== DIRECTIONS ==
Single out each line with the word "page" and copy it.

--- START ---

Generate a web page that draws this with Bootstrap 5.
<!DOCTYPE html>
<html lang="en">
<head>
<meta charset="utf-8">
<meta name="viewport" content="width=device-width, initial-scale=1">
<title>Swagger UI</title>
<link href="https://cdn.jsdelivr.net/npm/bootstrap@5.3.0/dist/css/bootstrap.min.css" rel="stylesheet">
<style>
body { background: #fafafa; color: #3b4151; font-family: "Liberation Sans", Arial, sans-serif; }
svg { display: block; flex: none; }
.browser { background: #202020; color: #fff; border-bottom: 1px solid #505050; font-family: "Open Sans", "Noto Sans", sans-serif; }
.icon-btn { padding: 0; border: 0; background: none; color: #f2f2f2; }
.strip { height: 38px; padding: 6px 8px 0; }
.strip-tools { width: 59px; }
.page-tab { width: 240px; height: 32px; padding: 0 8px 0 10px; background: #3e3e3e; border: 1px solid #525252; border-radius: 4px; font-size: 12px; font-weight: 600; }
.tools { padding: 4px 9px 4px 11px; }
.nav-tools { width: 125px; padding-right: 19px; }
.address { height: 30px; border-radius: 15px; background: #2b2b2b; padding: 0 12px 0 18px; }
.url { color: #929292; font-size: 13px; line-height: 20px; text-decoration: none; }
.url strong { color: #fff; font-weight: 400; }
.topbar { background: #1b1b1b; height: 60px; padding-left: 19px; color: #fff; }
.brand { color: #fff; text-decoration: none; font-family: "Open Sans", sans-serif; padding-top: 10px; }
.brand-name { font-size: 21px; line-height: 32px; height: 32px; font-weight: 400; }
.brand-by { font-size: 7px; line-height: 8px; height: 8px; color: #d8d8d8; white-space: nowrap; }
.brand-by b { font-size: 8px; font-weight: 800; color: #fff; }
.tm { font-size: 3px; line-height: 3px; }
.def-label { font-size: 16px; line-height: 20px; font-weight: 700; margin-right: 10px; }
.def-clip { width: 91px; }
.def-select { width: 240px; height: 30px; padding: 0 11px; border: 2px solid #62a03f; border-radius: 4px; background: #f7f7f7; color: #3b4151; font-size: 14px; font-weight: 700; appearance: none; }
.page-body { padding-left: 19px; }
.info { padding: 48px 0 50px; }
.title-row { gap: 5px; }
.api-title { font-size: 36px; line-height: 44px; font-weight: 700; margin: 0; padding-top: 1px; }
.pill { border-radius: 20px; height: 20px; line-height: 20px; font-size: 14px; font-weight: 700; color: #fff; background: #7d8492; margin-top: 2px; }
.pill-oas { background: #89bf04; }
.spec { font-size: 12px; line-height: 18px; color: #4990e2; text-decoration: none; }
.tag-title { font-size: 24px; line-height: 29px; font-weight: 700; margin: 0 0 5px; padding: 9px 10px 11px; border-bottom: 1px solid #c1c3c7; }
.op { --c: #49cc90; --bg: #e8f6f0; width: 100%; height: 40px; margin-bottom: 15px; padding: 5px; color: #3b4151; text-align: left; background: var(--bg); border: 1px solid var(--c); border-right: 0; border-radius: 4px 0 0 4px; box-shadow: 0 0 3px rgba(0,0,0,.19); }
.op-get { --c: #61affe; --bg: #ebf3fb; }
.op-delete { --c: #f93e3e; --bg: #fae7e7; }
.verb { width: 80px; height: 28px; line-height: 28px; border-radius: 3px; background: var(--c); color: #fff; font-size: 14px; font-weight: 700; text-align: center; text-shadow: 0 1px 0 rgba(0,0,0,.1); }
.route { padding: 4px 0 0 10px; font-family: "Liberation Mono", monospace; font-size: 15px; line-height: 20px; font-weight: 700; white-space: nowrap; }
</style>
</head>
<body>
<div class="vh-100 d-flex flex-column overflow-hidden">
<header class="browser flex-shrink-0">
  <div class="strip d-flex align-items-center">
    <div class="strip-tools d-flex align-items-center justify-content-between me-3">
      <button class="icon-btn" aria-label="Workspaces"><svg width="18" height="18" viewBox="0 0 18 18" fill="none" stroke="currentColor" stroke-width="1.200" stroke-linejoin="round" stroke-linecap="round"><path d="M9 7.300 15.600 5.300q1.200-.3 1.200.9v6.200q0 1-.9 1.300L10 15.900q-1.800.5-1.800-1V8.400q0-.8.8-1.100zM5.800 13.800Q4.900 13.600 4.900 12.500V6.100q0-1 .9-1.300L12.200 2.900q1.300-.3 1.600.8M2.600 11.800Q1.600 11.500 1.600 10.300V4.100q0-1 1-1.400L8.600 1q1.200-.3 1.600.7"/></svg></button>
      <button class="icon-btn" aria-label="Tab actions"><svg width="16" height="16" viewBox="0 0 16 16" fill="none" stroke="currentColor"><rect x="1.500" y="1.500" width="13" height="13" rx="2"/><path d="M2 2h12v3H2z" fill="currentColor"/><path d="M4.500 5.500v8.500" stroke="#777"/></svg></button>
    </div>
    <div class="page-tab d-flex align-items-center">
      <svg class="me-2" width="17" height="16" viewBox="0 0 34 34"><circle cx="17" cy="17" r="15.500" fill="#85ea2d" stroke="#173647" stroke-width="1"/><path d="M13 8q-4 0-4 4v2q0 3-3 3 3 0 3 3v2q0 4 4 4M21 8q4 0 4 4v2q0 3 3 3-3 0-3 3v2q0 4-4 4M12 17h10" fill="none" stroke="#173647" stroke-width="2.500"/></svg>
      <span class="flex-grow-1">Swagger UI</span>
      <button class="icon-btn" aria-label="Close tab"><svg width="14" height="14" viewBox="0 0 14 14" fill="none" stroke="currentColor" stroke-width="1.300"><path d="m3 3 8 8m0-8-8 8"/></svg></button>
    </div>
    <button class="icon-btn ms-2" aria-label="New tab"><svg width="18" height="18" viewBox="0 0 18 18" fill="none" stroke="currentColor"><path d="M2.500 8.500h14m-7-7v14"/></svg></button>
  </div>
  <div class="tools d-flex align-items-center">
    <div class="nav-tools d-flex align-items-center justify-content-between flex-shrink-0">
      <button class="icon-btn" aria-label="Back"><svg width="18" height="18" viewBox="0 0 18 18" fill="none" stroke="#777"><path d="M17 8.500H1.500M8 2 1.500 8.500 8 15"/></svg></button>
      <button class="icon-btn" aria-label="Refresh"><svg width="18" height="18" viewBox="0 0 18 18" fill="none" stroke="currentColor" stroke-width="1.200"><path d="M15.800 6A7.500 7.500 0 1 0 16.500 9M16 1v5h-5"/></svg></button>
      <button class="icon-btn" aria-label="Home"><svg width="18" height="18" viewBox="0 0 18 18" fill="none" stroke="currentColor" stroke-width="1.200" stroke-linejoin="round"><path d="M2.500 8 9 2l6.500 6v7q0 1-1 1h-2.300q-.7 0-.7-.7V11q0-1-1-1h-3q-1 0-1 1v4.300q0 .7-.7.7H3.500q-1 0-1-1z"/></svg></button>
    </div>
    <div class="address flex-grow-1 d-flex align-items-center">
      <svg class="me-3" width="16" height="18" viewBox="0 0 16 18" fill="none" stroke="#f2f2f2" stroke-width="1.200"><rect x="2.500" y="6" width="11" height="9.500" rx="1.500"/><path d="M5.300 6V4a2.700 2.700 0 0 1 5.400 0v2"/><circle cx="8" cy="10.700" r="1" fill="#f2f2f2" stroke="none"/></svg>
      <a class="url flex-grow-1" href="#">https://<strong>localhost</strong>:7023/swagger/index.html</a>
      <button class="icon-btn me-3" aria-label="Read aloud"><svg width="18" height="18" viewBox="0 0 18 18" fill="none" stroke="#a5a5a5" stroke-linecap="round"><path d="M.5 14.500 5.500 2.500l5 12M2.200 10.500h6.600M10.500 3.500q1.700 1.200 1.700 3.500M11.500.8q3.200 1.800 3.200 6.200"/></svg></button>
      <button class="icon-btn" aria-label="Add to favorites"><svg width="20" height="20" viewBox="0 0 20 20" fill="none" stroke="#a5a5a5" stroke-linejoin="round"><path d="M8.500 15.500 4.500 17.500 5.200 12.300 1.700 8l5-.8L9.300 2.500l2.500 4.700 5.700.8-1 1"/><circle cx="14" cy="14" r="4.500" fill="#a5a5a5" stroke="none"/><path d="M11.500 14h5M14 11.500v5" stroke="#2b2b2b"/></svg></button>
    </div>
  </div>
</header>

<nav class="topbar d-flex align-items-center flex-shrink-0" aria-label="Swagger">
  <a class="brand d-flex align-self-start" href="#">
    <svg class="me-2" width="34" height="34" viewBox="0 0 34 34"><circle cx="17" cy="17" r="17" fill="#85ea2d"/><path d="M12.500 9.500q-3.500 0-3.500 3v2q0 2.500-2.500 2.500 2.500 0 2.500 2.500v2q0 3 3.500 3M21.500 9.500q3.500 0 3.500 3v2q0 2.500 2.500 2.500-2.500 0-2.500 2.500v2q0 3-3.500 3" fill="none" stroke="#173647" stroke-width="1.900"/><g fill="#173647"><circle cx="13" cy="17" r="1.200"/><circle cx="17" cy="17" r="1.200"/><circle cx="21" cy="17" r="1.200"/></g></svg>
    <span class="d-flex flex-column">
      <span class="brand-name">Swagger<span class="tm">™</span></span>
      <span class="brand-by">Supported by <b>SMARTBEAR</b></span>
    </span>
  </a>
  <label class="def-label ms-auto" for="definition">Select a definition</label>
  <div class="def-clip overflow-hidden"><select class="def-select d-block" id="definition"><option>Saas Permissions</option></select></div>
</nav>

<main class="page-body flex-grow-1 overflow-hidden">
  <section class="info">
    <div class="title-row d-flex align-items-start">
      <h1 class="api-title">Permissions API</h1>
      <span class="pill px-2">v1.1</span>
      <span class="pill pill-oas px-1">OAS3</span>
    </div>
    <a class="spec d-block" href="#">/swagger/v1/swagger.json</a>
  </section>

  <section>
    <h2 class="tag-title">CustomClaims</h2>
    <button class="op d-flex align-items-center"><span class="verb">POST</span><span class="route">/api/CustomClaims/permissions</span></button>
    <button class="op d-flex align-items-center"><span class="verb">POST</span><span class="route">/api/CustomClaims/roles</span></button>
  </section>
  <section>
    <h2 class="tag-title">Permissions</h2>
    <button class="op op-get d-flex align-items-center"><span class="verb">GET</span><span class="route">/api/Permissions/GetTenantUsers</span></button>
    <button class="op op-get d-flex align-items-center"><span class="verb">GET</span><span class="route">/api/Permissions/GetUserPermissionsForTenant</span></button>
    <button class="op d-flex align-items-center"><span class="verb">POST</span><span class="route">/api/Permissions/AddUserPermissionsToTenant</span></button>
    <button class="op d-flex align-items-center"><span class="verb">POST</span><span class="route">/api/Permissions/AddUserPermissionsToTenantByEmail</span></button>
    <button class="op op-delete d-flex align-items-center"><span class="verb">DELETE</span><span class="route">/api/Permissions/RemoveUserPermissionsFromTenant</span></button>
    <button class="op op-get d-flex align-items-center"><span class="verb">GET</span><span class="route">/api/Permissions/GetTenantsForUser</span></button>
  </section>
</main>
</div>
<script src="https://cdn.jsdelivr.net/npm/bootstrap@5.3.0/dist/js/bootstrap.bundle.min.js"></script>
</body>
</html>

--- END ---
--- START ---

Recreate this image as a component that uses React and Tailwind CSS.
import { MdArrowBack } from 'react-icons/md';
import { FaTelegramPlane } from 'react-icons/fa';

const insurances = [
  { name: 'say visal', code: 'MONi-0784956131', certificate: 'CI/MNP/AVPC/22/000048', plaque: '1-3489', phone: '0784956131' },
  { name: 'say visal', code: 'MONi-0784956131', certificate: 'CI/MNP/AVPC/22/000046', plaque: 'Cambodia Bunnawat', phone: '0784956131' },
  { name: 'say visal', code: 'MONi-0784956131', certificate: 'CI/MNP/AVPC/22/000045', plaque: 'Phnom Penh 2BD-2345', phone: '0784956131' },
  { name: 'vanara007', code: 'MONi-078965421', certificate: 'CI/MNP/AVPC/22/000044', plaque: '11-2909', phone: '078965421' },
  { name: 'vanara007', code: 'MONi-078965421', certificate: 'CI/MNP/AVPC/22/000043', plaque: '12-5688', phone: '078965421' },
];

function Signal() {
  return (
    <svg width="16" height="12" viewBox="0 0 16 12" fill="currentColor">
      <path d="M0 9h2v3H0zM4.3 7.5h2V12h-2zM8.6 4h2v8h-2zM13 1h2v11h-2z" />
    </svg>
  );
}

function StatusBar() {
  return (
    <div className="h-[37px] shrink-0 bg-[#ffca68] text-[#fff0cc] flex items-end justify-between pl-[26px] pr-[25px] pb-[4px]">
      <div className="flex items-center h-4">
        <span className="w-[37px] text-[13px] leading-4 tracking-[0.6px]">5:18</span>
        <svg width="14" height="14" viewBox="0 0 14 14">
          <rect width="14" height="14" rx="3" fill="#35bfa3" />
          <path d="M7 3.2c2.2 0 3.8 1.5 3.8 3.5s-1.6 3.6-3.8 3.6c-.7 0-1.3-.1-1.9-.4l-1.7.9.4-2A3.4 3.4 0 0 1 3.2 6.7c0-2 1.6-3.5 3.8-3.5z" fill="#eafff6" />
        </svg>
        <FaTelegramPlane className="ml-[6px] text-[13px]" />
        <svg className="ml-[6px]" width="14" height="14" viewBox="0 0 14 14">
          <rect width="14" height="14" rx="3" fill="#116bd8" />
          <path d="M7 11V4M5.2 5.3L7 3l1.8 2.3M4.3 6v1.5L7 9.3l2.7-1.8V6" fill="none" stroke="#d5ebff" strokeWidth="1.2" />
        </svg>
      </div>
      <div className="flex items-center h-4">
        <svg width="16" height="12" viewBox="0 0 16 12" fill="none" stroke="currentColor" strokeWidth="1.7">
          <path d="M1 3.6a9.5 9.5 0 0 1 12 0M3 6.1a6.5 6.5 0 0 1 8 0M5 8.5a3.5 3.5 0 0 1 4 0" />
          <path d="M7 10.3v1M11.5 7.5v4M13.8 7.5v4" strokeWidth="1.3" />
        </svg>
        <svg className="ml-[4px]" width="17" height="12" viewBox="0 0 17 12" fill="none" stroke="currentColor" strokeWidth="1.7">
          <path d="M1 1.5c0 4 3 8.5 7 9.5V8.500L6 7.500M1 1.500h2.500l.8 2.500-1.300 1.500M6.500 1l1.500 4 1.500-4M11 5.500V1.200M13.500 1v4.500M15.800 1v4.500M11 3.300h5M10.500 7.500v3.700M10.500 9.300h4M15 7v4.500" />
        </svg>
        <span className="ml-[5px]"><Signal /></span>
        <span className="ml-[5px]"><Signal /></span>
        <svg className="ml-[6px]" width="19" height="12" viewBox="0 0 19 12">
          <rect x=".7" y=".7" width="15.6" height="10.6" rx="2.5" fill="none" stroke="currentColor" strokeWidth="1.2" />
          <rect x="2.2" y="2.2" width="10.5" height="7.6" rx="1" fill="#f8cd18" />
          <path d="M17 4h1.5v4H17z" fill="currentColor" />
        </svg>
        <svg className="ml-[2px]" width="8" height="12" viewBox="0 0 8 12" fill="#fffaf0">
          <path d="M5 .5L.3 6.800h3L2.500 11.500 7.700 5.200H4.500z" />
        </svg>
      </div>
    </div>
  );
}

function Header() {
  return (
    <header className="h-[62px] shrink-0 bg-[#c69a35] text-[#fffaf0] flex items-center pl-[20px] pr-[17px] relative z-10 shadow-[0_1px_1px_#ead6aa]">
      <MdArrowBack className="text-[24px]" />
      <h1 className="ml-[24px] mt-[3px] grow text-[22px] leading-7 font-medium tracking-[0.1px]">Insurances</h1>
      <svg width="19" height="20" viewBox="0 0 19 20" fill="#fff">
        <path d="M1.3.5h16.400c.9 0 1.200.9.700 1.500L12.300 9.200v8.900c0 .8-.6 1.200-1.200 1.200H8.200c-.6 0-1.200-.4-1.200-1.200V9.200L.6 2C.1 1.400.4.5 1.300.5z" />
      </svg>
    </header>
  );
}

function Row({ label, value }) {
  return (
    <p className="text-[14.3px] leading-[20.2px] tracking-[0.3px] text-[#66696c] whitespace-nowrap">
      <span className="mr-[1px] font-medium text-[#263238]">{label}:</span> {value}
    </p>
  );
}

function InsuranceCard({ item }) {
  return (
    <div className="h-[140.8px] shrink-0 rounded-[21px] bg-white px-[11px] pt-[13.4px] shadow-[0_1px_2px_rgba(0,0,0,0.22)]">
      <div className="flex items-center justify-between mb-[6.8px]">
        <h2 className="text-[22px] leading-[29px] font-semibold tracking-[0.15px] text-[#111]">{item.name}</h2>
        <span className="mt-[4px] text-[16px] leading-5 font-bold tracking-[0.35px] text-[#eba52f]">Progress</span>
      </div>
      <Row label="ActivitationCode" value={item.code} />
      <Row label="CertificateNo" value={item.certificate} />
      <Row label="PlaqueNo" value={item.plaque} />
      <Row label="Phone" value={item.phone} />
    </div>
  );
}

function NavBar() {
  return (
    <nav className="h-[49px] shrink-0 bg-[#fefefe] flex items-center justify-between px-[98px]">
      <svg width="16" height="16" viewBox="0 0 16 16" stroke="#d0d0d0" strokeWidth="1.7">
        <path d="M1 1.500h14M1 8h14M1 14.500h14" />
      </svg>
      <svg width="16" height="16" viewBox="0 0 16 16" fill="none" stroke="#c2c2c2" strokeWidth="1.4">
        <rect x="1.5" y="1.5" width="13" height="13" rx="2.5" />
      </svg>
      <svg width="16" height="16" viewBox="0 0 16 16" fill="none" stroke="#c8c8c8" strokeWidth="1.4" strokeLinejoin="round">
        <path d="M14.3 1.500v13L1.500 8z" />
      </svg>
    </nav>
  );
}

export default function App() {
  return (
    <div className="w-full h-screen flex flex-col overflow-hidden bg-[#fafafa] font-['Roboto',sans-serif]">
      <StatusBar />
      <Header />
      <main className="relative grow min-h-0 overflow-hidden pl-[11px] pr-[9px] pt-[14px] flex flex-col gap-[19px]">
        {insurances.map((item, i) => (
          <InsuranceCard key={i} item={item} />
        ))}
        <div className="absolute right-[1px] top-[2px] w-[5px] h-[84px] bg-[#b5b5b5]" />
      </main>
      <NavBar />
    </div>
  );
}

--- END ---

== TASK OUTPUT ==
Generate a web page that draws this with Bootstrap 5.
.page-tab { width: 240px; height: 32px; padding: 0 8px 0 10px; background: #3e3e3e; border: 1px solid #525252; border-radius: 4px; font-size: 12px; font-weight: 600; }
.page-body { padding-left: 19px; }
    <div class="page-tab d-flex align-items-center">
<main class="page-body flex-grow-1 overflow-hidden">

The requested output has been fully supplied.